The Codio project contains the eight training data files in English, Finnish, French, German, Hungarian, Italian, Portuguese and Spanish, a file of text in different languages to use for testing (Text for Testing.txt), and a sample program that reads from a file and does letter counts (countInputCharsFromFile.cpp) very similar to the one we discussed in class.  This set of files is also include at the bottom of this page in Archive.zip for those working in a different programming environment before uploading to Codio. 

Added Oct 5: In this program we are not attempting to count standard alphabetical characters.  It would be possible (again, though not required here!) to handle multi-byte inputs of languages such as Chinese, Korean, Japanese, or Hebrew, using the multi-byte UTF-8 format, explained at https://en.wikipedia.org/wiki/UTF-8.

Added Oct 6: I suggest you only compare characters that *are* present in the pasted-in input.

Added Oct 14: Codio is currently not working to test and submit your programs.  We will instead be using Zybooks to validate the running of your program, in section 7.7 Program 3: Which Language.  You will need to develop your program in Codio as we've been doing and test it there to ensure it is correct.  Then copy and paste it into the solution window in Zybooks section 7.7.  While in Develop mode you can test your program in that environment.  Once you are convinced it is running correctly, select the Submit mode button, and then the orange Submit for Grading button, which will run the tests.  For this particular program you can test it as many times as you would like.

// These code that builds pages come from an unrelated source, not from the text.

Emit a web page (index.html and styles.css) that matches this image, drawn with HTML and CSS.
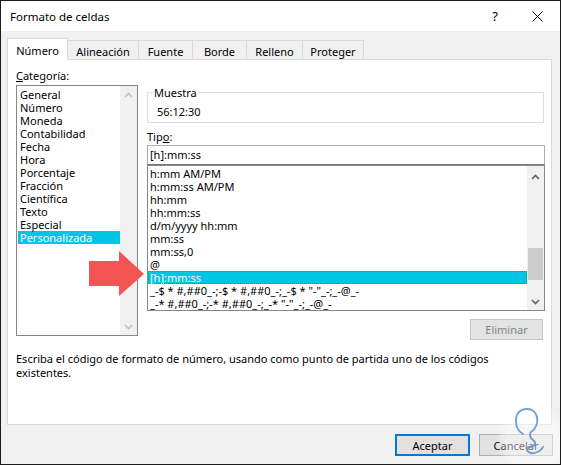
FILE: index.html
```html
<!DOCTYPE html>
<html lang="es">
<head>
<meta charset="utf-8">
<title>Formato de celdas</title>
<link rel="stylesheet" href="styles.css">
</head>
<body>
<div class="window">
  <div class="titlebar">
    <span class="title">Formato de celdas</span>
    <span class="tb-btn help">?</span>
    <span class="tb-btn close">
      <svg width="11" height="11" viewBox="0 0 11 11"><path d="M0.5 0.5 L10.5 10.5 M10.5 0.5 L0.5 10.5" stroke="#000" stroke-width="1" fill="none"/></svg>
    </span>
  </div>

  <div class="tabs">
    <div class="tab active t1">Número</div>
    <div class="tab t2">Alineación</div>
    <div class="tab t3">Fuente</div>
    <div class="tab t4">Borde</div>
    <div class="tab t5">Relleno</div>
    <div class="tab t6">Proteger</div>
  </div>

  <div class="panel">
    <div class="top">
      <div class="cat-col">
        <div class="label"><u>C</u>ategoría:</div>
        <div class="listbox cat">
          <div class="items">
            <div class="item">General</div>
            <div class="item">Número</div>
            <div class="item">Moneda</div>
            <div class="item">Contabilidad</div>
            <div class="item">Fecha</div>
            <div class="item">Hora</div>
            <div class="item">Porcentaje</div>
            <div class="item">Fracción</div>
            <div class="item">Científica</div>
            <div class="item">Texto</div>
            <div class="item">Especial</div>
            <div class="item selected">Personalizada</div>
          </div>
          <div class="vscroll disabled">
            <div class="sb-btn"><svg width="9" height="6" viewBox="0 0 9 6"><path d="M1 5 L4.5 1.5 L8 5" stroke="#c2c2c2" stroke-width="1.6" fill="none"/></svg></div>
            <div class="sb-track"></div>
            <div class="sb-btn"><svg width="9" height="6" viewBox="0 0 9 6"><path d="M1 1 L4.5 4.5 L8 1" stroke="#c2c2c2" stroke-width="1.6" fill="none"/></svg></div>
          </div>
        </div>
      </div>

      <div class="right-col">
        <div class="group">
          <span class="legend">Muestra</span>
          <div class="sample">56:12:30</div>
        </div>
        <div class="label tipo">Tip<u>o</u>:</div>
        <div class="input">[h]:mm:ss</div>
        <div class="listbox types">
          <div class="items">
            <div class="item">h:mm AM/PM</div>
            <div class="item">h:mm:ss AM/PM</div>
            <div class="item">hh:mm</div>
            <div class="item">hh:mm:ss</div>
            <div class="item">d/m/yyyy hh:mm</div>
            <div class="item">mm:ss</div>
            <div class="item">mm:ss,0</div>
            <div class="item">@</div>
            <div class="item selected focus">[h]:mm:ss</div>
            <div class="item">_-$ * #,##0_-;-$ * #,##0_-;_-$ * "-"_-;_-@_-</div>
            <div class="item">_-* #,##0_-;-* #,##0_-;_-* "-"_-;_-@_-</div>
          </div>
          <div class="vscroll">
            <div class="sb-btn up"><svg width="9" height="6" viewBox="0 0 9 6"><path d="M1 5 L4.5 1.5 L8 5" stroke="#606060" stroke-width="1.6" fill="none"/></svg></div>
            <div class="sb-track"><div class="sb-thumb"></div></div>
            <div class="sb-btn"><svg width="9" height="6" viewBox="0 0 9 6"><path d="M1 1 L4.5 4.5 L8 1" stroke="#606060" stroke-width="1.6" fill="none"/></svg></div>
          </div>
        </div>
        <div class="btn-row">
          <button class="btn disabled">Eliminar</button>
        </div>
      </div>
    </div>
    <p class="desc">Escriba el código de formato de número, usando como punto de partida uno de los códigos<br>existentes.</p>
  </div>

  <div class="footer">
    <button class="btn default">Aceptar</button>
    <button class="btn cancel">Cancelar</button>
  </div>

  <svg class="arrow" width="60" height="50" viewBox="0 0 60 50">
    <polygon points="1,12 31,12 31,2 56,25 31,47 31,37 1,37" fill="#f35454"/>
  </svg>

  <svg class="watermark" width="80" height="70" viewBox="0 0 80 70">
    <defs>
      <radialGradient id="wg" cx="0.5" cy="0.5" r="0.5">
        <stop offset="0.7" stop-color="#ffffff" stop-opacity="0.45"/>
        <stop offset="1" stop-color="#ffffff" stop-opacity="0"/>
      </radialGradient>
    </defs>
    <circle cx="40" cy="40" r="38" fill="url(#wg)"/>
    <path d="M30 33 C20 27 20 9 33 8 C46 7 48 24 38 31 C36 33 37 37 40 39 C44 42 42 45 37 46 C33 47 33 51 38 52 C43 53 49 49 50 46" stroke="#5a8fcf" stroke-opacity="0.85" stroke-width="2" fill="none" stroke-linecap="round"/>
  </svg>
</div>
</body>
</html>
```

FILE: styles.css
```css
html, body {
  margin: 0;
  padding: 0;
}

body {
  font-family: "Noto Sans", "Open Sans", sans-serif;
  font-size: 11px;
  color: #000;
  background: #fff;
}

.window {
  position: relative;
  width: 561px;
  height: 465px;
  box-sizing: border-box;
  border: 1px solid #1b1b1b;
  background: #f0f0f0;
  display: flex;
  flex-direction: column;
  overflow: hidden;
}

/* Title bar */
.titlebar {
  flex: none;
  height: 30px;
  background: #fff;
  display: flex;
  align-items: center;
}

.title {
  flex: 1;
  margin-left: 9px;
  font-size: 11.5px;
}

.tb-btn {
  width: 46px;
  height: 30px;
  display: flex;
  align-items: center;
  justify-content: center;
}

.help {
  font-size: 13px;
  margin-right: -4px;
}

/* Tabs */
.tabs {
  flex: none;
  height: 21px;
  margin-top: 7px;
  padding-left: 6px;
  display: flex;
  align-items: flex-end;
}

.tab {
  height: 19px;
  box-sizing: border-box;
  border: 1px solid #d9d9d9;
  border-bottom: none;
  background: #f0f0f0;
  display: flex;
  align-items: center;
  justify-content: center;
  padding-top: 2px;
  margin-left: -1px;
}

.tab.active {
  height: 22px;
  margin-left: 0;
  margin-bottom: -1px;
  background: #fff;
  position: relative;
  z-index: 1;
  padding-top: 1px;
}

.t1 { width: 61px; }
.t2 { width: 72px; }
.t3 { width: 55px; }
.t4 { width: 55px; }
.t5 { width: 57px; }
.t6 { width: 62px; }

/* Panel */
.panel {
  flex: none;
  margin-left: 6px;
  width: 545px;
  height: 366px;
  box-sizing: border-box;
  border: 1px solid #d9d9d9;
  background: #fff;
  display: flex;
  flex-direction: column;
}

.top {
  display: flex;
  gap: 9px;
  padding: 9px 0 0 8px;
}

.label {
  height: 13px;
  line-height: 13px;
}

.cat-col .label {
  margin-bottom: 3px;
}

.listbox {
  box-sizing: border-box;
  border: 1px solid #828790;
  background: #fff;
  display: flex;
}

.cat {
  width: 122px;
  height: 251px;
}

.cat .items {
  flex: 1;
  padding: 2px 0 0 1px;
}

.items {
  overflow: hidden;
}

.item {
  height: 13px;
  line-height: 13px;
  padding-left: 2px;
  white-space: nowrap;
}

.item.selected {
  background: #00c6e6;
  color: #fff;
}

.item.focus {
  box-sizing: border-box;
  outline: 1px dotted #c0504d;
  outline-offset: -1px;
  padding-left: 2px;
}

/* Scrollbars */
.vscroll {
  width: 17px;
  flex: none;
  background: #f0f0f0;
  display: flex;
  flex-direction: column;
}

.sb-btn {
  height: 17px;
  flex: none;
  display: flex;
  align-items: center;
  justify-content: center;
}

.sb-track {
  flex: 1;
  display: flex;
  flex-direction: column;
  align-items: center;
}

.types .sb-btn.up {
  height: 20px;
  padding-top: 1px;
  box-sizing: border-box;
}

.sb-thumb {
  width: 15px;
  height: 32px;
  margin-top: 62px;
  background: #cdcdcd;
}

/* Right column */
.right-col {
  width: 398px;
  display: flex;
  flex-direction: column;
}

.group {
  margin-top: 23px;
  width: 397px;
  height: 31px;
  box-sizing: border-box;
  border: 1px solid #dcdcdc;
  display: flex;
  flex-direction: column;
  align-items: flex-start;
}

.legend {
  margin: -7px 0 0 5px;
  padding: 0 1px;
  line-height: 13px;
  background: #fff;
}

.sample {
  margin: 6px 0 0 9px;
  line-height: 13px;
}

.label.tipo {
  margin-top: 7px;
  margin-bottom: 2px;
}

.input {
  height: 20px;
  box-sizing: border-box;
  border: 1px solid #abadb3;
  border-bottom-color: #7a7a7a;
  padding-left: 2px;
  line-height: 18px;
}

.types {
  height: 146px;
}

.types .items {
  flex: 1;
  padding-top: 1px;
}

.btn-row {
  display: flex;
  justify-content: flex-end;
  margin-top: 8px;
  padding-right: 2px;
}

/* Buttons */
.btn {
  font-family: inherit;
  font-size: 11px;
  height: 22px;
  box-sizing: border-box;
  background: #e1e1e1;
  border: 1px solid #adadad;
  color: #000;
  padding: 0;
  margin: 0;
}

.btn.disabled {
  width: 73px;
  height: 21px;
  background: #e3e3e3;
  border-color: #c6c6c6;
  color: #838383;
}

.desc {
  margin: 12px 0 0 8px;
  line-height: 14px;
  white-space: nowrap;
}

.footer {
  flex: none;
  display: flex;
  justify-content: flex-end;
  gap: 9px;
  padding: 9px 7px 0 0;
}

.btn.default {
  width: 75px;
  border: 2px solid #0078d7;
}

.btn.cancel {
  width: 74px;
}

/* Overlays */
.arrow {
  position: absolute;
  left: 87px;
  top: 248px;
}

.watermark {
  position: absolute;
  left: 492px;
  top: 400px;
  pointer-events: none;
}
```
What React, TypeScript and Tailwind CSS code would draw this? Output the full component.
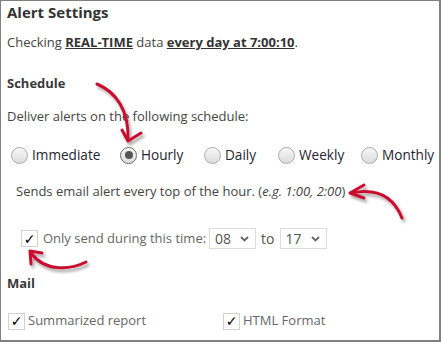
import React from "react";

function Radio({ checked }: { checked?: boolean }) {
  if (checked) {
    return (
      <span className="w-[17px] h-[17px] rounded-full border-[1.5px] border-[#6b6b6b] bg-gradient-to-b from-[#f6f6f6] to-[#dedede] flex items-center justify-center shrink-0">
        <span className="w-[8px] h-[8px] rounded-full bg-[#555]" />
      </span>
    );
  }
  return (
    <span className="w-[17px] h-[17px] rounded-full border border-[#aaaaaa] bg-gradient-to-b from-[#f7f7f7] to-[#dcdcdc] shrink-0" />
  );
}

function Check() {
  return (
    <span className="w-[17px] h-[17px] border border-[#d2d2d2] bg-white flex items-center justify-center shrink-0 text-[14px] leading-none text-black font-['DejaVu_Sans',sans-serif]">
      ✓
    </span>
  );
}

function Chevron() {
  return (
    <svg width="9" height="6" viewBox="0 0 9 6" className="shrink-0">
      <polyline points="1,1 4.5,4.5 8,1" fill="none" stroke="#666" strokeWidth="1.8" />
    </svg>
  );
}

function Select({ value }: { value: string }) {
  return (
    <span className="w-[47px] h-[21px] border border-[#dcdcdc] bg-white flex items-center justify-between pl-[5px] pr-[6px] text-[14px] text-[#555]">
      <span>{value}</span>
      <Chevron />
    </span>
  );
}

export default function App() {
  const radios: { label: string; w: string; checked?: boolean }[] = [
    { label: "Immediate", w: "w-[109px]" },
    { label: "Hourly", w: "w-[84px]", checked: true },
    { label: "Daily", w: "w-[74px]" },
    { label: "Weekly", w: "w-[83px]" },
    { label: "Monthly", w: "w-[76px]" },
  ];
  return (
    <div className="relative w-[441px] h-[342px] bg-white border-t border-l border-r-2 border-b-2 border-[#808080] font-['Open_Sans',sans-serif] pl-[6px] pt-[1px] overflow-hidden">
      <div className="text-[15px] leading-[20px] font-bold text-[#333]">Alert Settings</div>
      <div className="mt-[11px] text-[13px] leading-[18px] text-[#444]">
        Checking <span className="font-bold underline text-[#333]">REAL-TIME</span> data{" "}
        <span className="font-bold underline text-[#333]">every day at 7:00:10</span>.
      </div>
      <div className="mt-[23px] text-[13px] leading-[18px] font-bold text-[#3a3a3a]">Schedule</div>
      <div className="mt-[15px] text-[13px] leading-[18px] text-[#444]">Deliver alerts on the following schedule:</div>
      <div className="mt-[20px] pl-[4px] flex items-center h-[20px]">
        {radios.map((r) => (
          <div key={r.label} className={`${r.w} flex items-center gap-[4px] shrink-0`}>
            <Radio checked={r.checked} />
            <span className="text-[13.6px] leading-[20px] text-[#1f2530]">{r.label}</span>
          </div>
        ))}
      </div>
      <div className="mt-[17px] pl-[9px] text-[13px] leading-[18px] text-[#444]">
        Sends email alert every top of the hour. (<i>e.g. 1:00, 2:00</i>)
      </div>
      <div className="mt-[28px] pl-[14px] flex items-center h-[21px] text-[13px] text-[#666]">
        <Check />
        <span className="ml-[5px]">Only send during this time:</span>
        <span className="ml-[3px]">
          <Select value="08" />
        </span>
        <span className="mx-[5px] text-[14px] text-[#555]">to</span>
        <Select value="17" />
      </div>
      <div className="mt-[25px] text-[13px] leading-[18px] font-bold text-[#3a3a3a]">Mail</div>
      <div className="mt-[20px] pl-[1px] flex items-center h-[18px] text-[13px] text-[#666]">
        <div className="w-[215px] flex items-center gap-[3px]">
          <Check />
          <span>Summarized report</span>
        </div>
        <div className="flex items-center gap-[3px]">
          <Check />
          <span>HTML Format</span>
        </div>
      </div>

      <svg className="absolute left-[-1px] top-[-1px] pointer-events-none" width="441" height="342" viewBox="0 0 441 342">
        <defs>
          <filter id="sh" x="-50%" y="-50%" width="200%" height="200%">
            <feDropShadow dx="2" dy="3" stdDeviation="1.8" floodColor="#000" floodOpacity="0.35" />
          </filter>
        </defs>
        <g fill="none" stroke="#c8102e" strokeWidth="3" strokeLinecap="round" strokeLinejoin="round" filter="url(#sh)">
          <path d="M 97 84 C 116 92, 129 110, 128 140" />
          <path d="M 122 130 L 128 141 L 141 133" />
          <path d="M 402 218 C 395 200, 380 187, 351 193" />
          <path d="M 364 185 L 350 193 L 364 198" />
          <path d="M 86 262 C 70 270, 45 272, 31 253" />
          <path d="M 31 264 L 30 251 L 42 253" />
        </g>
      </svg>
    </div>
  );
}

Other runs of the program (with the intermediate tables of counts omitted) give the following results, where the first five give the correct language, and the last three don't:

Correct:

Fewer hours of sleep on an average school night 

Language is English

Päivän lakko kohdistuu suuriin työnantajiin

Language is Finnish

Sie ist keine typische Physik-Nobelpreisträgerin.

Language is German

A miniszterelnök a Kossuth Rádiónak adott pénteki interjújában nagyon fontosnak

Language is Hungarian

La riduzione strutturale del debito viene fissato

Language is Italian

Incorrect:

El director del Instituto Politécnico Nacional, Mario Alberto Rodríguez Casas

Language is Italian

Voilà Roche et Aznavour intégrés dans la petite cour de celle qu'ils appellent tous 

Language is Italian

Pautas que, tradicionalmente, têm sido mais associadas à esquerda.

Language is French

Refining the distance formula affects the correctness of results. Not surprisingly languages that are somewhat similar (French, Italian, Portuguese, Spanish) tend to get confused with each other when providing shorter samples of user input text. The longer the text to be analyzed, the more accurate the results of the program.

Grading Rubric for the 45 Style Points (updated 10/11)

(20%)  Identifier (variable and function) names are meaningful, in camelCase.

(20%)  Comments. Every section of code (but not every line!) must be commented.

(25%)  Functional Decomposition

(25%)  Appropriate data, looping and decision structures are used

(10%) Indentation represents logical meaning. At most a single blank line within a function, and at most two blank lines between functions.